Sentiment plays a crucial role in satirical texts while exposing particular customs and policies. To this end, the following sentiment-based features for satire detection are taken into consideration and it is extracted via a popular Python library called TextBlob.⁵

- Polarity score: This feature calculates the polarity score in a given input text.

- Subjectivity score: Subjectivity is a kind of sentiment that refers to a kind of personal opinion, emotion, or judgment about a topic or discussion. In this feature, we calculate the subjectivity score in a given input text.

- Count of positive words: This feature counts the total number of positive words in a given input text.

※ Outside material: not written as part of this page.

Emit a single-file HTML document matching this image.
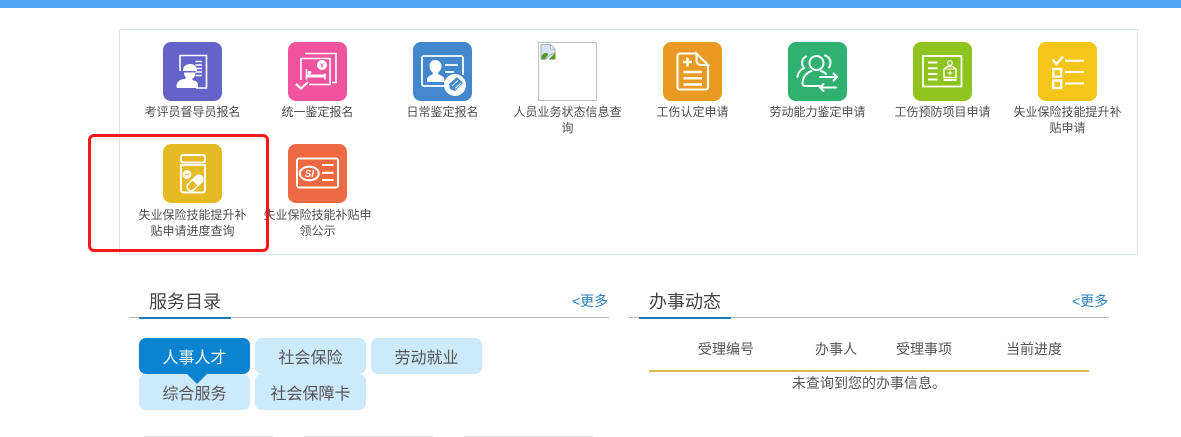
<!DOCTYPE html>
<html lang="zh-CN">
<head>
<meta charset="utf-8">
<title>服务</title>
<style>
html,body{margin:0;padding:0;background:#fff;}
body{position:relative;width:1181px;height:437px;overflow:hidden;font-family:"Liberation Sans","Noto Sans CJK SC",sans-serif;color:#444;}
.abs{position:absolute;}
.top{left:0;top:0;width:1181px;height:8px;background:#52a5f0;}
.panel{left:119px;top:29px;width:1017px;height:224px;border:1px solid #d6e4ef;}
.ic{position:absolute;width:59px;height:59px;border-radius:8px;}
.ic svg{display:block;width:59px;height:59px;}
.lb{position:absolute;width:125px;text-align:center;font-size:12px;line-height:16px;color:#4f4f4f;white-space:nowrap;}
.broken{position:absolute;left:538px;top:42px;width:57px;height:57px;border:1px solid #c0c0c0;}
.red{left:88px;top:134px;width:175px;height:112px;border:3px solid #f5191a;border-radius:6px;}
.title{font-size:18px;line-height:24px;color:#444;}
.more{font-size:14px;line-height:18px;color:#2a80bf;white-space:nowrap;}
.ln{height:1px;background:#b9b9b9;width:480px;}
.ul{height:2px;width:92px;background:#1a7db5;}
.tab{position:absolute;width:111px;height:36px;line-height:41px;text-align:center;font-size:16px;border-radius:7px;background:#cde9fc;color:#555;}
.tab.on{background:#0a83d0;color:#fff;}
.th{position:absolute;top:340px;font-size:14px;line-height:18px;color:#555;white-space:nowrap;}
</style>
</head>
<body>
<div class="abs top"></div>
<div class="abs panel"></div>

<!-- 1 -->
<div class="ic" style="left:163px;top:42px;background:#6563c8;">
<svg viewBox="0 0 59 59" fill="none" stroke="#fff" stroke-width="1.600">
<path d="M17 29V13.500H43.500V46H33"/>
<path d="M32.500 19.500h6.500M32.500 23h6.500M32.500 26.500h6.500M32.500 30h6.500M32.500 33.500h6.500" stroke-width="1.600"/>
<path fill="#fff" stroke="none" d="M20 28c0-3.500 3-6 7-6s6 2 7 5v2h-14z"/>
<path fill="#fff" stroke="none" d="M21 30.500h11.500c0 3-1.500 5.500-3.500 6.500l1 1.500c3 0 5 2 5 4v3.500H15c-1 0-1.500-.5-1.500-2 0-4 3.500-7 8.500-7l1-1.500c-1.500-1.500-2-3-2-5z"/>
</svg></div>
<div class="lb" style="left:130px;top:104px;">考评员督导员报名</div>

<!-- 2 -->
<div class="ic" style="left:288px;top:42px;background:#f2539e;">
<svg viewBox="0 0 59 59" fill="none" stroke="#fff" stroke-width="1.600">
<path d="M17 11.500H48V40.500H44"/>
<path d="M13 38V16.500H42V42.500H21"/>
<path d="M8 42l5 4.500 7-6.500" stroke-width="2.200"/>
<circle cx="34" cy="23" r="5" fill="#fff" stroke="none"/>
<path d="M32.500 21.500l1.500 1.500 1.500-1.500M34 23v2.500M32.500 24h3" stroke="#f2539e" stroke-width=".8"/>
<path d="M18.500 27v10.500M37 37.500V31.500" stroke-width="1.600"/>
<path d="M18.500 32.500h18.500v3H18.500z" fill="#fff" stroke="none"/>
<circle cx="21.500" cy="30.500" r="1.800" fill="#fff" stroke="none"/>
</svg></div>
<div class="lb" style="left:255px;top:104px;">统一鉴定报名</div>

<!-- 3 -->
<div class="ic" style="left:413px;top:42px;background:#4388cc;">
<svg viewBox="0 0 59 59" fill="none" stroke="#fff" stroke-width="1.800">
<path d="M32 44H11c-1 0-2-1-2-2V16c0-1 1-2 2-2h37c1 0 2 1 2 2v17"/>
<path fill="#fff" stroke="none" d="M22 18c4 0 6.500 3 6.500 6 0 3-1.500 5-3.500 7 0 1 1 2 3 2.500 2 1 3.500 2 3.500 4.500v2H14v-2c0-2.500 1.500-3.500 3-4.500 2-.5 3-1.500 3-2.500-2-2-3.500-4-3.500-7 0-3 2-6 5.500-6z"/>
<path d="M32 23h13M32 30h9" stroke-width="1.800"/>
<circle cx="42" cy="43" r="11" fill="#fff" stroke="none"/>
<path d="M36 42l8-7 6 6-8 8-5-2z" fill="#4388cc" stroke="none"/>
<path d="M39 44l6-5.500M42 46.500l6-5.500" stroke="#fff" stroke-width="1"/>
</svg></div>
<div class="lb" style="left:380px;top:104px;">日常鉴定报名</div>

<!-- 4 broken image -->
<div class="broken">
<svg width="16" height="16" viewBox="0 0 16 16" style="position:absolute;left:1px;top:1px">
<path d="M1 .5h9.500l4.500 4.500v4l-5 2-4.500 4.500H1z" fill="#d7e3f5" stroke="#a3adb8" stroke-width="1"/>
<path d="M10.500 .5v4.500H15z" fill="#fff" stroke="#a3adb8" stroke-width=".8"/>
<path d="M1.500 12c2-3.500 4.500-4 7-2l-3.500 5H1.500z" fill="#56992f"/>
<path d="M8.500 15.500l7-7v7z" fill="#56992f"/>
</svg>
</div>
<div class="lb" style="left:505px;top:104px;">人员业务状态信息查<br>询</div>

<!-- 5 -->
<div class="ic" style="left:663px;top:42px;background:#e89a22;">
<svg viewBox="0 0 59 59" fill="none" stroke="#fff" stroke-width="2.100">
<path d="M33.500 11.500H17c-1.500 0-2.500 1-2.500 2.500v31c0 1.500 1 2.500 2.500 2.500h25.500c1.500 0 2.500-1 2.500-2.500V23"/>
<path d="M33.500 11.500V18c0 3 2 5 5 5H45z"/>
<path d="M20 20h9M24.500 15.500v9" stroke-width="2.400"/>
<path d="M20.500 30h18.500M20.500 36.300h18.500M20.500 42.500h18.500" stroke-width="2.400"/>
</svg></div>
<div class="lb" style="left:630px;top:104px;">工伤认定申请</div>

<!-- 6 -->
<div class="ic" style="left:788px;top:42px;background:#30b16f;">
<svg viewBox="0 0 59 59" fill="none" stroke="#fff" stroke-width="2" stroke-linecap="round">
<circle cx="28.500" cy="21" r="7"/>
<path d="M37 13.500c3.500 1 5.500 4 5.500 7 0 2-.5 3.500-1.500 5"/>
<path d="M18 14.500c-3 1.500-4 4-4 6.500 0 2 1 3.500 2 5-3 1.500-6 4.500-6.500 9"/>
<path d="M32 44H17c-1.500 0-2.500-1-2.500-2.500 0-6 4-11 9-12.500M33 29c2 .5 3.500 1.500 5 3"/>
<path d="M32 35h17M45.500 31.500l3.500 3.500-3.500 3.500"/>
<path d="M48 45.500H32M35.500 42l-3.500 3.500 3.500 3.500"/>
</svg></div>
<div class="lb" style="left:755px;top:104px;">劳动能力鉴定申请</div>

<!-- 7 -->
<div class="ic" style="left:913px;top:42px;background:#8fc31f;">
<svg viewBox="0 0 59 59" fill="none" stroke="#fff" stroke-width="1.800">
<rect x="10" y="14" width="38.500" height="30.500"/>
<path d="M15 20.500h9.500M15 26.300h9.500M15 32h9.500M15 37.500h9.500" stroke-width="2"/>
<circle cx="37" cy="21" r="2.300" stroke-width="1.200"/>
<path d="M31 27l3.500-2.500h5L43 27v8.500H31z" stroke-width="1.400"/>
<path d="M31 27h12" stroke-width="1"/>
<path d="M34.500 31h5M37 28.700v4.600" stroke-width="1.100"/>
<path d="M30.500 38h13" stroke-width="2"/>
</svg></div>
<div class="lb" style="left:880px;top:104px;">工伤预防项目申请</div>

<!-- 8 -->
<div class="ic" style="left:1038px;top:42px;background:#f5c518;">
<svg viewBox="0 0 59 59" fill="none" stroke="#fff" stroke-width="2">
<path d="M14.500 17.500l4 4.500 6.500-7.500" stroke-width="2.300"/>
<path d="M27 18.800h19M27 30h19M27 41.500h19"/>
<rect x="15.200" y="27" width="8" height="7.500" stroke-width="2.300"/>
<rect x="15.200" y="38.500" width="8" height="7.500" stroke-width="2.300"/>
</svg></div>
<div class="lb" style="left:1005px;top:104px;">失业保险技能提升补<br>贴申请</div>

<!-- 9 -->
<div class="ic" style="left:163px;top:144px;background:#e5ba22;">
<svg viewBox="0 0 59 59" fill="none" stroke="#fff" stroke-width="1.900">
<rect x="18" y="11" width="24" height="7.500" rx="2"/>
<path d="M18 21h24v25c0 1.500-1 2.500-2.500 2.500h-19c-1.500 0-2.500-1-2.500-2.500z"/>
<circle cx="24" cy="30.500" r="4.400" fill="#fff" stroke="none"/>
<path d="M21.500 31l5-1.300" stroke="#e5ba22" stroke-width="1.100"/>
<g transform="rotate(-45 32 39)">
<rect x="22.500" y="35" width="19" height="8" rx="4" stroke-width="1.600"/>
<path d="M32 35h5.500a4 4 0 0 1 0 8H32z" fill="#fff" stroke="none"/>
</g>
</svg></div>
<div class="lb" style="left:130px;top:207px;">失业保险技能提升补<br>贴申请进度查询</div>

<!-- 10 -->
<div class="ic" style="left:288px;top:144px;background:#ee6841;">
<svg viewBox="0 0 59 59" fill="none" stroke="#fff" stroke-width="1.900">
<rect x="9" y="14.500" width="41" height="29" rx="2"/>
<ellipse cx="21.300" cy="29.500" rx="9.500" ry="6.800" stroke-width="2.100"/>
<text x="21.300" y="33" text-anchor="middle" font-family="'Liberation Sans',sans-serif" font-size="10" font-weight="700" font-style="italic" fill="#fff" stroke="none">SI</text>
<path d="M34 21h11.500M34 28.800h11.500M34 36h11.500" stroke-width="2.100"/>
</svg></div>
<div class="lb" style="left:255px;top:207px;">失业保险技能补贴申<br>领公示</div>

<div class="abs red"></div>

<!-- left section -->
<div class="abs title" style="left:149px;top:290px;">服务目录</div>
<div class="abs more" style="left:572px;top:292px;">&lt;更多</div>
<div class="abs ln" style="left:129px;top:317px;"></div>
<div class="abs ul" style="left:139px;top:317px;"></div>

<div class="tab on" style="left:139px;top:338px;">人事人才</div>
<div class="tab" style="left:255px;top:338px;">社会保险</div>
<div class="tab" style="left:371px;top:338px;">劳动就业</div>
<div class="tab" style="left:139px;top:374px;">综合服务</div>
<div class="tab" style="left:255px;top:374px;">社会保障卡</div>
<div class="abs" style="left:187px;top:374px;width:0;height:0;border-left:10px solid transparent;border-right:10px solid transparent;border-top:10px solid #0a83d0;"></div>

<!-- right section -->
<div class="abs title" style="left:649px;top:290px;">办事动态</div>
<div class="abs more" style="left:1072px;top:292px;">&lt;更多</div>
<div class="abs ln" style="left:629px;top:317px;"></div>
<div class="abs ul" style="left:639px;top:317px;"></div>

<div class="th" style="left:698px;">受理编号</div>
<div class="th" style="left:815px;">办事人</div>
<div class="th" style="left:896px;">受理事项</div>
<div class="th" style="left:1006px;">当前进度</div>
<div class="abs" style="left:649px;top:370px;width:440px;height:2px;background:#d9b94b;"></div>
<div class="abs" style="left:649px;top:374px;width:440px;text-align:center;font-size:14px;line-height:18px;color:#555;">未查询到您的办事信息。</div>

<!-- cut-off row at bottom -->
<div class="abs" style="left:144px;top:436px;width:129px;height:1px;background:#ddd;"></div>
<div class="abs" style="left:304px;top:436px;width:129px;height:1px;background:#ddd;"></div>
<div class="abs" style="left:464px;top:436px;width:129px;height:1px;background:#ddd;"></div>
</body>
</html>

- Count of negative words: This feature counts the total number of negative words in a given input text.

3.3.2 Punctuation

Punctuation reflects the behavioral aspects of a satirical text. It is used mainly to show vocal tones and facial gestures, which are absent in textual data. To this end, the following punctuation-based features for satire detection are considered.

- Count of exclamation marks: This feature counts the total number of exclamation marks (!) in the input text. To this end, we search and count the occurrences of exclamation marks in a given input text.

- Count of dots: This feature counts the total number of dots (.) in the input text. To this end, we search and count the occurrences of dot in a given input text.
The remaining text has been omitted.